Sin embargo también hay un gran dolor en el fondo de todo esto. El que constantemente desaparezca lo que nos resulta familiar también puede entristecer nuestro corazón, o al menos, así debería ser.  Es saludable también regresar a visitar las casas viejas, las escuelas, los barrios, y los libros de texto que una vez que nos llenaron.  Y por lo tanto, la pérdida de las cosas y los lugares de nuestra juventud puede ser dolorosa.

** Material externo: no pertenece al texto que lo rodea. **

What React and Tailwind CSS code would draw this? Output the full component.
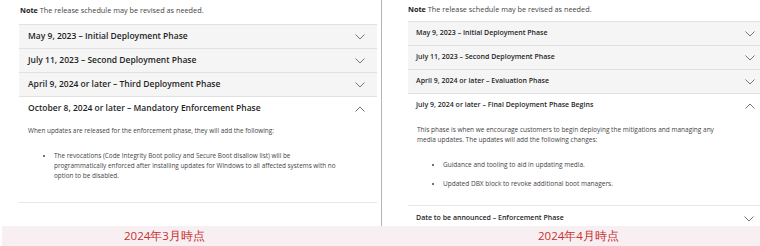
import React from "react";

const font = { fontFamily: '"Open Sans", "Noto Sans", sans-serif' };

function Chevron({ up }) {
  return (
    <svg width="10" height="6" viewBox="0 0 10 6" className="text-[#666]">
      <polyline
        points={up ? "0.5,5.5 5,1 9.5,5.5" : "0.5,0.5 5,5 9.5,0.5"}
        fill="none"
        stroke="currentColor"
        strokeWidth="0.9"
      />
    </svg>
  );
}

function Row({ title, open, className = "" }) {
  return (
    <div
      className={`flex items-center justify-between border-t border-[#e1e1e1] ${
        open ? "bg-white" : "bg-[#f5f5f5]"
      } ${className}`}
    >
      <span className="font-semibold text-[#1f1f1f]">{title}</span>
      <Chevron up={open} />
    </div>
  );
}

function LeftPanel() {
  const rows = [
    "May 9, 2023 – Initial Deployment Phase",
    "July 11, 2023 – Second Deployment Phase",
    "April 9, 2024 or later – Third Deployment Phase",
  ];
  return (
    <div className="w-[381px] h-[226px] overflow-hidden">
      <p className="pl-[20px] pt-[5px] text-[7.3px] leading-[10px] text-[#444]">
        <span className="font-bold text-[#222]">Note</span> The release schedule may be revised as
        needed.
      </p>
      <div className="ml-[19px] mr-[4px] mt-[9px] text-[8.5px]">
        {rows.map((r) => (
          <Row key={r} title={r} className="h-[24px] pl-[9px] pr-[12px]" />
        ))}
        <Row
          title="October 8, 2024 or later – Mandatory Enforcement Phase"
          open
          className="h-[24px] pl-[9px] pr-[12px]"
        />
        <div className="pl-[9px] pt-[6px] pb-[21px] border-b border-[#e6e6e6] text-[6.4px] leading-[10px] text-[#444]">
          <p>When updates are released for the enforcement phase, they will add the following:</p>
          <ul className="mt-[15px] pl-[26px] list-disc">
            <li>
              The revocations (Code Integrity Boot policy and Secure Boot disallow list) will be
              <br />
              programmatically enforced after installing updates for Windows to all affected systems
              with no
              <br />
              option to be disabled.
            </li>
          </ul>
        </div>
      </div>
    </div>
  );
}

function RightPanel() {
  const rows = [
    "May 9, 2023 – Initial Deployment Phase",
    "July 11, 2023 – Second Deployment Phase",
    "April 9, 2024 or later – Evaluation Phase",
  ];
  return (
    <div className="flex-1 h-[226px] overflow-hidden">
      <p className="pl-[26px] pt-[4px] text-[7.3px] leading-[10px] text-[#444]">
        <span className="font-bold text-[#222]">Note</span> The release schedule may be revised as
        needed.
      </p>
      <div className="ml-[26px] mt-[7px] text-[7px]">
        {rows.map((r) => (
          <Row key={r} title={r} className="h-[24px] pl-[8px] pr-[5px]" />
        ))}
        <Row
          title="July 9, 2024 or later – Final Deployment Phase Begins"
          open
          className="h-[24px] pl-[8px] pr-[5px]"
        />
        <div className="pl-[9px] pt-[8px] pb-[16px] border-b border-[#e6e6e6] text-[6.5px] leading-[9.5px] text-[#444]">
          <p className="pr-[40px]">
            This phase is when we encourage customers to begin deploying the mitigations and managing
            any media updates. The updates will add the following changes:
          </p>
          <ul className="mt-[16px] pl-[26px] list-disc flex flex-col gap-[9.5px]">
            <li>Guidance and tooling to aid in updating media.</li>
            <li>Updated DBX block to revoke additional boot managers.</li>
          </ul>
        </div>
        <div className="h-[24px] pl-[8px] pr-[6px] pt-[2px] flex items-center justify-between bg-white">
          <span className="font-semibold text-[#1f1f1f]">Date to be announced – Enforcement Phase</span>
          <Chevron />
        </div>
      </div>
    </div>
  );
}

export default function App() {
  return (
    <div className="w-[760px] h-[246px] bg-white flex flex-col overflow-hidden" style={font}>
      <div className="flex h-[226px]">
        <LeftPanel />
        <div className="w-px bg-[#b4b4b4]" />
        <RightPanel />
      </div>
      <div className="flex-1 ml-[2px] bg-[#f8eff3] flex items-center text-[11.5px] text-[#c8302c]">
        <div className="w-[379px] pl-[122px]">2024年3月時点</div>
        <div className="flex-1 pl-[157px]">2024年4月時点</div>
      </div>
    </div>
  );
}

Sin embargo el dolor de la transitoriedad y de la no-permanencia en nuestra vida también nos ayuda a descubrir aquellas cosas que no cambian, a saber, la fe, la esperanza y el amor.  Estas no pueden ser demolidas, reemplazadas por campos de cereales, quemadas por el fuego, expropiadas y derribadas para dar paso a una nueva autopista, o quedarse obsoletas por un nuevo software. En este mundo, nos dicen las Escrituras, no tenemos una ciudad permanente, pero estamos inseparablemente ligados a cosas que perduran para siempre.

Siglos antes de Cristo, el escritor bíblico Qohelet nos advirtió que todo en esta vida es vanidad: "Vanidad de vanidades, todo es vanidad." Sin embargo, usa la palabra "vanidad" en un sentido diferente a como la usamos hoy. Para él, ésta no hace referencia a un narcisismo psicológico o a una preocupación malsana sobre nuestra apariencia y personalidad. Por el contrario, para él, "vanidad" significa simplemente vapor, una niebla que pasa, la transitoriedad, la no-permanencia, algo que desaparece muy rápidamente.

El experimentar esa transitoriedad nos puede doler; sin embargo también puede hacer que busquemos profundizar más, en medio de lo no permanente, lo que es realmente permanente.